Scrapydd is a distributed system, mainly consist of two two roles: server and worker (also known as agent).

System administrator can add/remove node with the WebUI and some commands on the node machine.

Concepts

There are two types of workers:

Temporary Node:
This type of worker runs without the need of pre-registration, and once it is closed for any reason, a new node will be created when it goes online again.
Permanent Node:
This type of worker needs to be registered before it can run. Each time its process go online back, it relates to the same Node.

Temporary node is intended to be use in small deployment to provide easier way to use, along with the enable_authentication settings set to false. It is STRONGLY RECOMMENDED to enable authentication for any business use.

Registration Process

To register a Permanent Node, the Sys Admin need to operate the follow processes.

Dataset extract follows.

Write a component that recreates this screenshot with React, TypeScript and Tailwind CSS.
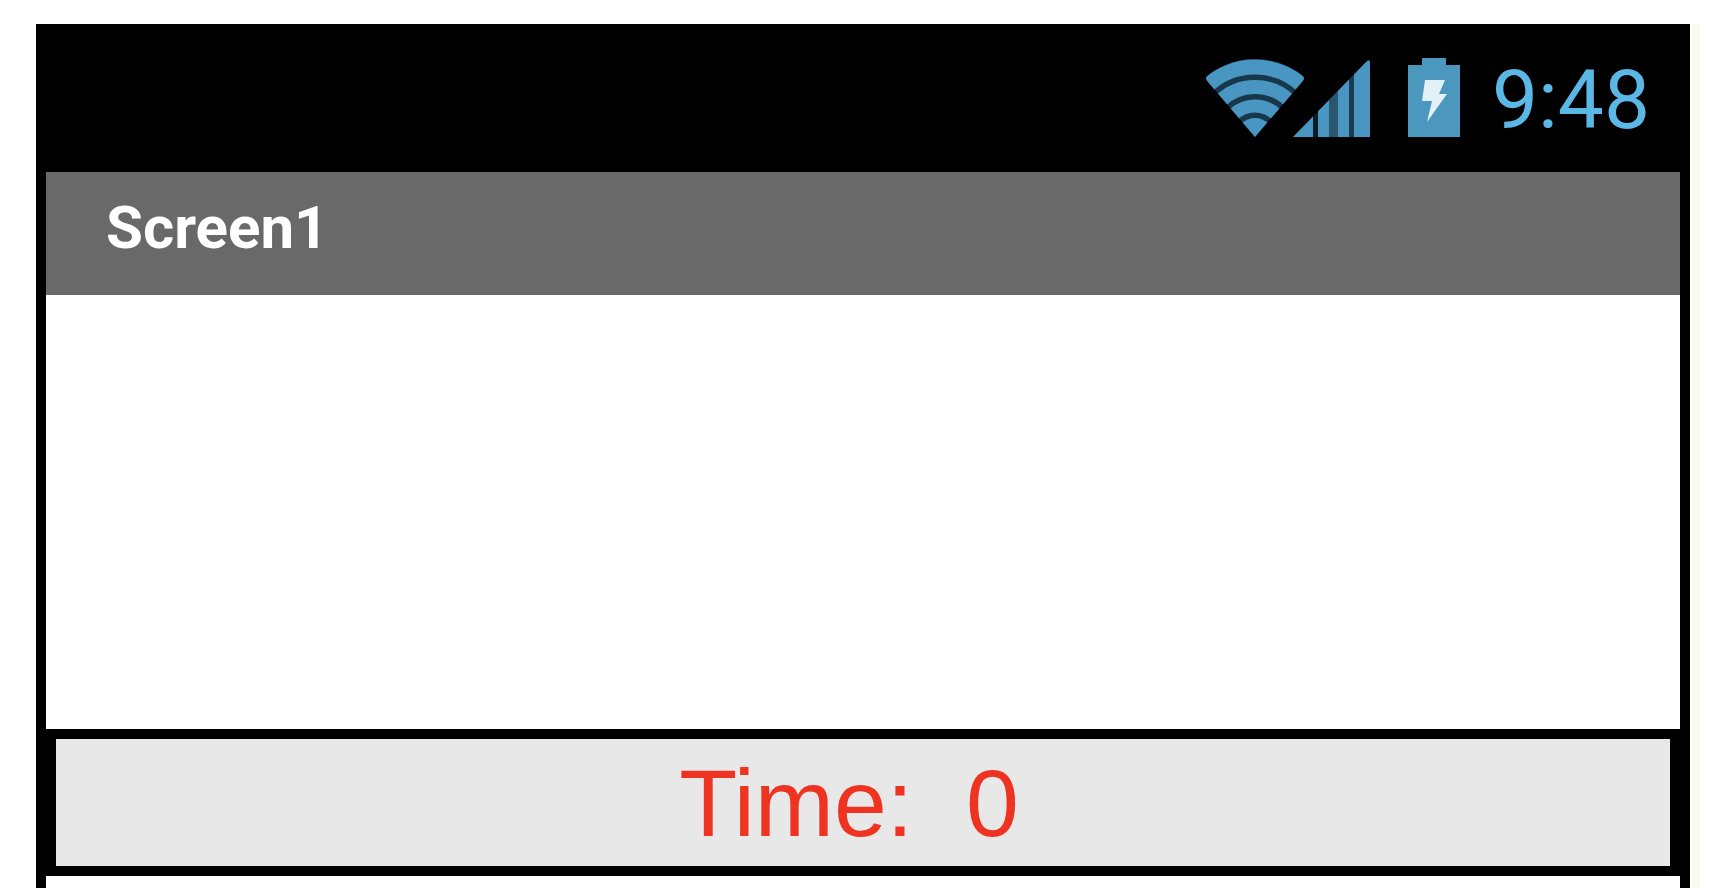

  1. Go to the Admin Area - Nodes Page.
  2. Copy New Node Key and SecretKey. Each pair of keys will last few minutes.
  3. Go to the worker machine, first check the server, tags settings under the agent section are set to appropriate value.
  4. Run scrapydd agent -g, input node_key and secretkey following the prompt.

Webhook

Webhook help to support system integrations. When a spider job is completed, the server will start to send crawled data to a customized url.

The webhook post data to payload_url, each key/value field is urlencoded before post, unicode data will be treated as UTF8 encoding, and if the value is dict/tuple/list, it will be json enconded. One request for each crawled item.

The frequency of posting data would be no more than 1 request/second.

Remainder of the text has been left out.